#### WRITTEN EXERCISE:
Every line below that contains "index" is to be copied.

______

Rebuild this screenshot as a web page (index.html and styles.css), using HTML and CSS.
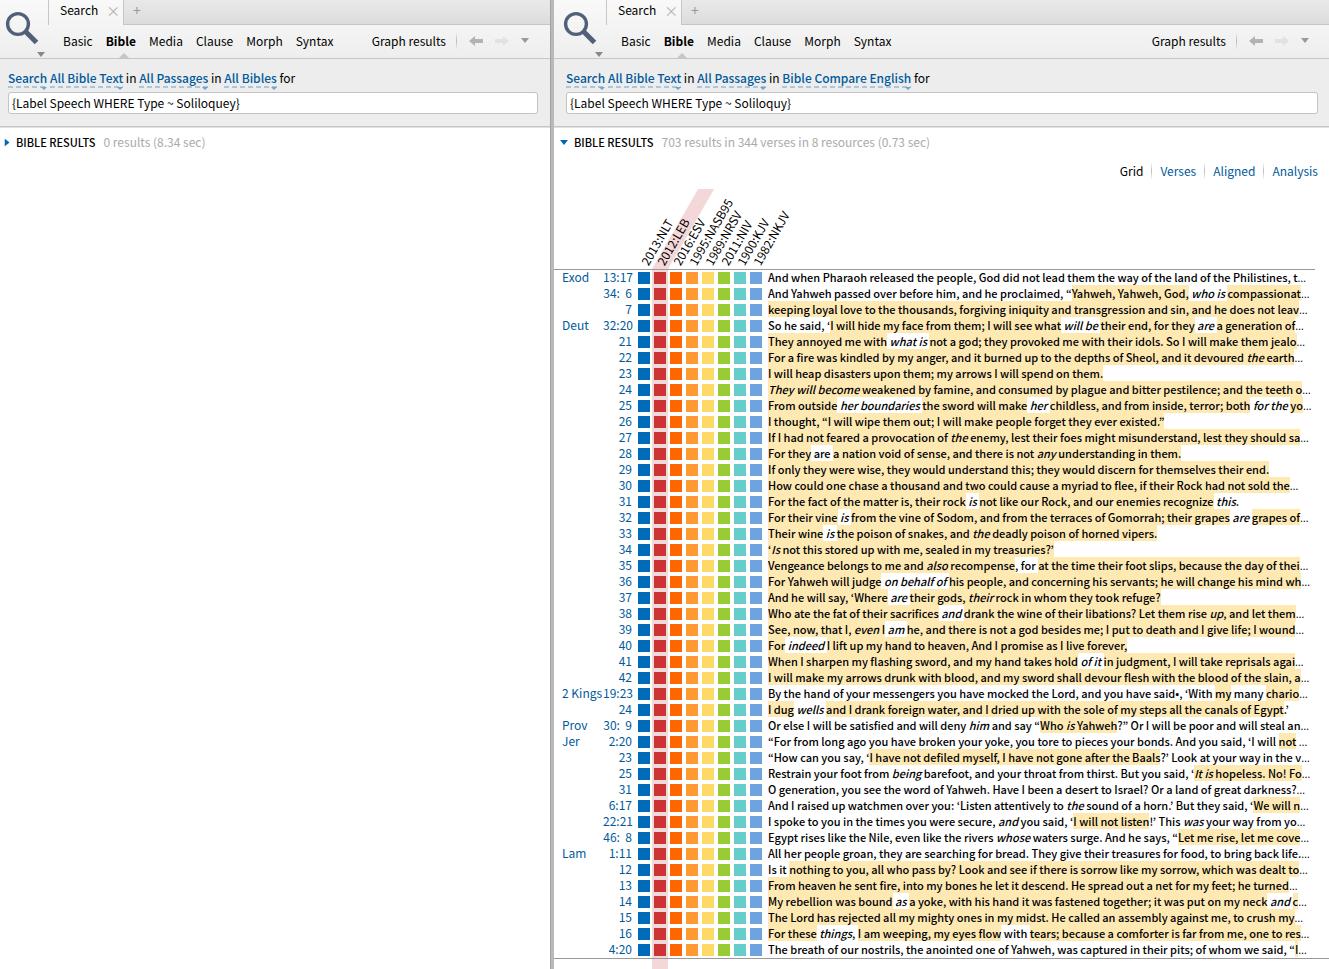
FILE: index.html
```html
<!DOCTYPE html>
<html lang="en">
<head>
<meta charset="utf-8">
<title>Search</title>
<link rel="stylesheet" href="styles.css">
</head>
<body>
<svg class="defs" aria-hidden="true">
  <symbol id="lens" viewBox="0 0 34 34"><circle cx="13" cy="13" r="10.4" fill="none" stroke="#525f78" stroke-width="3.4"/><path d="M20.5 20.5 31.5 31.5" stroke="#525f78" stroke-width="5"/></symbol>
  <symbol id="down" viewBox="0 0 8 5"><path d="M0 0H8L4 5Z" fill="currentColor"/></symbol>
  <symbol id="arrow" viewBox="0 0 14 10"><path d="M0 5 6 0V3H14V7H6V10Z" fill="currentColor"/></symbol>
</svg>
<div class="workspace">
  <section class="pane pane-left">
    <header class="top">
      <button class="panel-menu" aria-label="Panel menu"><svg class="lens"><use href="#lens"/></svg><svg class="caret"><use href="#down"/></svg></button>
      <div class="bars">
        <div class="tabs">
          <div class="tab"><span>Search</span><button class="close" aria-label="Close tab">×</button></div>
          <div class="strip"><button class="add" aria-label="New tab">+</button></div>
        </div>
        <nav class="nav">
          <a href="#">Basic</a><a href="#" class="current">Bible</a><a href="#">Media</a><a href="#">Clause</a><a href="#">Morph</a><a href="#">Syntax</a>
          <div class="tools">
            <a href="#">Graph results</a><i class="sep"></i>
            <button aria-label="Back"><svg class="arrow"><use href="#arrow"/></svg></button>
            <button aria-label="Forward" disabled><svg class="arrow forward"><use href="#arrow"/></svg></button>
            <button aria-label="History"><svg class="caret"><use href="#down"/></svg></button>
          </div>
        </nav>
      </div>
    </header>
    <form class="query">
      <p class="scope"><a href="#">Search</a> <a href="#">All Bible Text</a> in <a href="#">All Passages</a> in <a href="#">All Bibles</a> for</p>
      <input type="text" aria-label="Search query" value="{Label Speech WHERE Type ~ Soliloquey}">
    </form>
    <h2 class="results"><svg class="toggle closed"><use href="#down"/></svg><b>BIBLE RESULTS</b><span>0 results (8.34 sec)</span></h2>
  </section>
  <div class="splitter"></div>
  <section class="pane pane-right">
    <header class="top">
      <button class="panel-menu" aria-label="Panel menu"><svg class="lens"><use href="#lens"/></svg><svg class="caret"><use href="#down"/></svg></button>
      <div class="bars">
        <div class="tabs">
          <div class="tab"><span>Search</span><button class="close" aria-label="Close tab">×</button></div>
          <div class="strip"><button class="add" aria-label="New tab">+</button></div>
        </div>
        <nav class="nav">
          <a href="#">Basic</a><a href="#" class="current">Bible</a><a href="#">Media</a><a href="#">Clause</a><a href="#">Morph</a><a href="#">Syntax</a>
          <div class="tools">
            <a href="#">Graph results</a><i class="sep"></i>
            <button aria-label="Back"><svg class="arrow"><use href="#arrow"/></svg></button>
            <button aria-label="Forward" disabled><svg class="arrow forward"><use href="#arrow"/></svg></button>
            <button aria-label="History"><svg class="caret"><use href="#down"/></svg></button>
          </div>
        </nav>
      </div>
    </header>
    <form class="query">
      <p class="scope"><a href="#">Search</a> <a href="#">All Bible Text</a> in <a href="#">All Passages</a> in <a href="#">Bible Compare English</a> for</p>
      <input type="text" aria-label="Search query" value="{Label Speech WHERE Type ~ Soliloquy}">
    </form>
    <h2 class="results"><svg class="toggle"><use href="#down"/></svg><b>BIBLE RESULTS</b><span>703 results in 344 verses in 8 resources (0.73 sec)</span></h2>
    <nav class="views"><a href="#" class="current">Grid</a><i class="sep"></i><a href="#">Verses</a><i class="sep"></i><a href="#">Aligned</a><i class="sep"></i><a href="#">Analysis</a></nav>
    <table class="grid">
      <colgroup><col class="c-book"><col class="c-ref"><col class="c-v" span="8"><col></colgroup>
      <thead><tr><th></th><th></th></tr></thead>
      <tbody></tbody>
      <tfoot><tr><td colspan="3"></td><td class="band"></td><td colspan="7"></td></tr></tfoot>
    </table>
  </section>
</div>
<script src="app.js"></script>
</body>
</html>
```
FILE: styles.css
```css
* { box-sizing: border-box; }
body {
  margin: 0;
  color: #000;
  background: #fff;
  font: 12px/16px "Noto Sans CJK KR", "Noto Sans", sans-serif;
}
a { color: inherit; text-decoration: none; }
button { padding: 0; border: 0; background: none; font: inherit; color: inherit; }
svg { display: block; }
.defs { display: none; }

.workspace { display: flex; height: 100vh; overflow: hidden; }
.pane { min-width: 0; overflow: hidden; }
.pane-left { flex: 550 1 0; }
.pane-right { flex: 775 1 0; }
.splitter { flex: none; width: 4px; background: #b9b9b9; border-left: 1px solid #a3a3a3; }

.top { display: flex; height: 59px; border-bottom: 1px solid #c6c6c6; background: linear-gradient(#f9f9f9, #eee); }
.pane-right .top { padding-left: 4px; }
.panel-menu { position: relative; flex: none; width: 48px; }
.lens { position: absolute; left: 5px; top: 11px; width: 34px; height: 34px; }
.caret { width: 8px; height: 5px; color: #999; }
.panel-menu .caret { position: absolute; left: 37px; top: 52px; color: #888; }
.bars { flex: 1; min-width: 0; }
.tabs { display: flex; height: 25px; }
.tab { display: flex; align-items: center; gap: 8px; width: 75px; padding: 0 0 6px 11px; border-left: 1px solid #c6c6c6; white-space: nowrap; }
.close { color: #b5b5b5; font-size: 14px; }
.strip { flex: 1; padding: 2px 0 0 9px; border: solid #c6c6c6; border-width: 0 0 1px 1px; background: linear-gradient(#e9e9e9, #dcdcdc); }
.add { display: block; color: #999; font-size: 14px; }
.nav { display: flex; align-items: center; gap: 13px; height: 33px; padding: 0 0 2px 15px; white-space: nowrap; }
.nav .current { position: relative; font-weight: bold; }
.nav .current::after {
  content: "";
  position: absolute;
  left: 12px;
  top: 20px;
  border: solid transparent;
  border-width: 0 6px 6px;
  border-bottom-color: #c6c6c6;
}
.tools { display: flex; align-items: center; gap: 12px; margin-left: auto; padding-right: 21px; }
.pane-right .tools { padding-right: 20px; }
.tools .sep { margin-left: -2px; }
.sep { width: 1px; height: 18px; background: linear-gradient(transparent, #bbb, transparent); }
.arrow { width: 14px; height: 10px; color: #b3b3b3; }
.forward { transform: scaleX(-1); color: #e2e2e2; }

.query { height: 69px; padding: 11px 12px 0 8px; border-bottom: 1px solid #e0e0e0; background: #ededed; box-shadow: inset 0 -1px #c6c6c6; }
.pane-right .query { padding: 11px 11px 0 12px; }
.scope { margin: 0 0 6px; white-space: nowrap; }
.scope a { position: relative; color: #005a9c; font-weight: 500; }
.scope a::before {
  content: "";
  position: absolute;
  left: 0;
  right: 0;
  bottom: -2px;
  height: 2px;
  background: repeating-linear-gradient(90deg, #a9c8de 0 5px, transparent 5px 8px);
}
.scope a::after {
  content: "";
  position: absolute;
  right: 0;
  bottom: -4px;
  border: solid transparent;
  border-width: 3px 3px 0;
  border-top-color: #6fa3c9;
}
.query input { display: block; width: 100%; height: 22px; padding: 0 3px 2px; border: 1px solid #c3c3c3; border-radius: 3px; background: #fff; color: #000; font: inherit; }

.results { display: flex; align-items: center; height: 30px; margin: 0; padding: 0 0 2px 4px; font-size: 12px; font-weight: 400; white-space: nowrap; }
.results b { margin-right: 8px; font-size: 11px; font-weight: 500; }
.results span { color: #aaa; }
.toggle { width: 8px; height: 5px; margin: 0 6px 0 2px; color: #0069b4; }
.closed { margin: 0 5px 0 -1px; transform: rotate(-90deg); }
.views { display: flex; justify-content: flex-end; align-items: center; gap: 8px; height: 31px; padding: 0 11px 6px 0; color: #005a9c; }
.views .current { color: #000; }

.grid { width: 100%; table-layout: fixed; border-collapse: separate; border-spacing: 0; }
.c-book { width: 49px; }
.c-ref { width: 33px; }
.c-v { width: 16px; }
.grid th, .grid td { padding: 0; font-weight: normal; white-space: nowrap; vertical-align: top; }
.grid thead th { position: relative; height: 81px; border-bottom: 1px solid #999; }
.grid thead th:last-child { border: 0; background: linear-gradient(#999, #999) left bottom / calc(100% - 14px) 1px no-repeat; }
.grid thead .band { background: none; }
.grid thead .band::before { content: ""; position: absolute; inset: 0; background: #f4d8d9; transform: skewX(-30deg); transform-origin: 0 100%; }
.label { position: absolute; left: 15px; bottom: 1px; line-height: 16px; transform: rotate(-60deg); transform-origin: 0 100%; }
.grid tbody td, .grid tbody th { height: 16px; line-height: 14px; }
.grid tbody .book { padding-left: 8px; text-align: left; color: #005a9c; }
.grid tbody .ref { padding-right: 4px; text-align: right; color: #005a9c; white-space: pre; }
.band { background: #f4d8d9; }
.swatch { display: block; width: 12px; height: 12px; margin: 2px auto; }
.grid tbody .verse { padding-left: 4px; font-size: 11px; font-weight: 500; }
.verse mark { color: inherit; background: #ffe9b3; }
.more { font-family: "Open Sans", sans-serif; line-height: 1px; }
.grid tfoot td { height: 11px; border-top: 1px solid #999; }
```
FILE: app.js
```js
const versions = [
  ["2013:NLT", "#006bb8"], ["2012:LEB", "#cc3333"], ["2016:ESV", "#ff6600"], ["1995:NASB95", "#ff9933"],
  ["1989:NRSV", "#ffd966"], ["2011:NIV", "#99cc33"], ["1900:KJV", "#66cccc"], ["1982:NKJV", "#6fa3e0"]
];

// Square brackets mark a highlighted run, asterisks an italic one.
const verses = `Exod|13:17|And when Pharaoh released the people, God did not lead them the way of the land of the Philistines, t…
|34:  6|And Yahweh passed over before him, and he proclaimed, “[Yahweh, Yahweh, God,] *who is* [compassionat]…
|7|[keeping loyal love to the thousands, forgiving iniquity and transgression and sin, and he does not leav]…
Deut|32:20|So he said, ‘[I will hide my face from them; I will see what] *will be* [their end, for they] *are* [a generation of]…
|21|[They annoyed me with] *what is* [not a god; they provoked me with their idols. So I will make them jealo]…
|22|[For a fire was kindled by my anger, and it burned up to the depths of Sheol, and it devoured *the* earth]…
|23|[I will heap disasters upon them; my arrows I will spend on them.]
|24|[*They will become* weakened by famine, and consumed by plague and bitter pestilence; and the teeth o]…
|25|[From outside] *her boundaries* [the sword will make] *her* [childless, and from inside, terror; both] *for the* [yo]…
|26|[I thought, “I will wipe them out; I will make people forget they ever existed.”]
|27|[If I had not feared a provocation of *the* enemy, lest their foes might misunderstand, lest they should sa]…
|28|[For they] are [a nation void of sense, and there is not *any* understanding in them.]
|29|[If only they were wise, they would understand this; they would discern for themselves their end.]
|30|[How could one chase a thousand and two could cause a myriad to flee, if their Rock had not sold the]…
|31|[For the fact of the matter is, their rock] *is* [not like our Rock, and our enemies recognize] *this*.
|32|[For their vine] *is* [from the vine of Sodom, and from the terraces of Gomorrah; their grapes] *are* [grapes of]…
|33|[Their wine] *is* [the poison of snakes, and *the* deadly poison of horned vipers.]
|34|[‘*Is* not this stored up with me, sealed in my treasuries?’]
|35|[Vengeance belongs to me and *also* recompense], for [at the time their foot slips, because the day of thei]…
|36|[For Yahweh will judge] *on behalf of* [his people, and concerning his servants; he will change his mind wh]…
|37|[And he will say, ‘Where] *are* [their gods, *their* rock in whom they took refuge?]
|38|[Who ate the fat of their sacrifices] *and* [drank the wine of their libations? Let them rise *up*, and let them]…
|39|[See, now, that I, *even* I] *am* [he, and there is not a god besides me; I put to death and I give life; I wound]…
|40|[For] *indeed* [I lift up my hand to heaven, And I promise as I live forever,]
|41|[When I sharpen my flashing sword, and my hand takes hold] *of it* [in judgment, I will take reprisals agai]…
|42|[I will make my arrows drunk with blood, and my sword shall devour flesh with the blood of the slain, a]…
2 Kings|19:23|By the hand of your messengers you have mocked the Lord, and you have said•, ‘With [my] many [chario]…
|24|[I dug] *wells* [and I drank foreign water, and I dried up with the sole of my steps all the canals of Egypt].’
Prov|30:  9|Or else I will be satisfied and will deny *him* and say “[Who *is* Yahweh]?” Or I will be poor and will steal an…
Jer|2:20|“For from long ago you have broken your yoke, you tore to pieces your bonds. And you said, ‘I will [not] …
|23|“How can you say, ‘[I have not defiled myself, I have not gone after the Baals]?’ Look at your way in the v…
|25|Restrain your foot from *being* barefoot, and your throat from thirst. But you said, ‘[*It is* hopeless. No! Fo]…
|31|O generation, you see the word of Yahweh. Have I been a desert to Israel? Or a land of great darkness?…
|6:17|And I raised up watchmen over you: ‘Listen attentively to *the* sound of a horn.’ But they said, ‘[We will n]…
|22:21|I spoke to you in the times you were secure, *and* you said, ‘[I will not listen]!’ This *was* your way from yo…
|46:  8|Egypt rises like the Nile, even like the rivers *whose* waters surge. And he says, “[Let me rise, let me cove]…
Lam|1:11|All her people groan, they are searching for bread. They give their treasures for food, to bring back life.…
|12|Is it [nothing to you, all who pass by? Look and see if there is sorrow like my sorrow, which was dealt to]…
|13|[From heaven he sent fire, into my bones he let it descend. He spread out a net for my feet; he turned]…
|14|[My rebellion was bound] *as* [a yoke, with his hand it was fastened together; it was put on my neck] *and* [c]…
|15|[The Lord has rejected all my mighty ones in my midst. He called an assembly against me, to crush my]…
|16|[For these] *things*, [I am weeping, my eyes flow] with [tears; because a comforter is far from me, one to res]…
|4:20|The breath of our nostrils, the anointed one of Yahweh, was captured in their pits; of whom we said, “[I]…`;

const format = text => text
  .replace(/\*(.+?)\*/g, "<em>$1</em>")
  .replace(/\[/g, "<mark>")
  .replace(/\]/g, "</mark>")
  .replace(/…$/, '<span class="more">…</span>');

const band = i => (i === 1 ? ' class="band"' : "");

document.querySelector(".grid thead tr").insertAdjacentHTML("beforeend",
  versions.map(([name], i) => `<th scope="col"${band(i)}><span class="label">${name}</span></th>`).join("") + "<th></th>");

const swatches = versions
  .map(([, color], i) => `<td${band(i)}><span class="swatch" style="background:${color}"></span></td>`).join("");

document.querySelector(".grid tbody").innerHTML = verses.split("\n").map(line => {
  const [book, ref, text] = line.split("|");
  return `<tr><th scope="row" class="book">${book}</th><td class="ref">${ref}</td>${swatches}<td class="verse">${format(text)}</td></tr>`;
}).join("");
```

______

#### THE OUTPUT:
Rebuild this screenshot as a web page (index.html and styles.css), using HTML and CSS.
FILE: index.html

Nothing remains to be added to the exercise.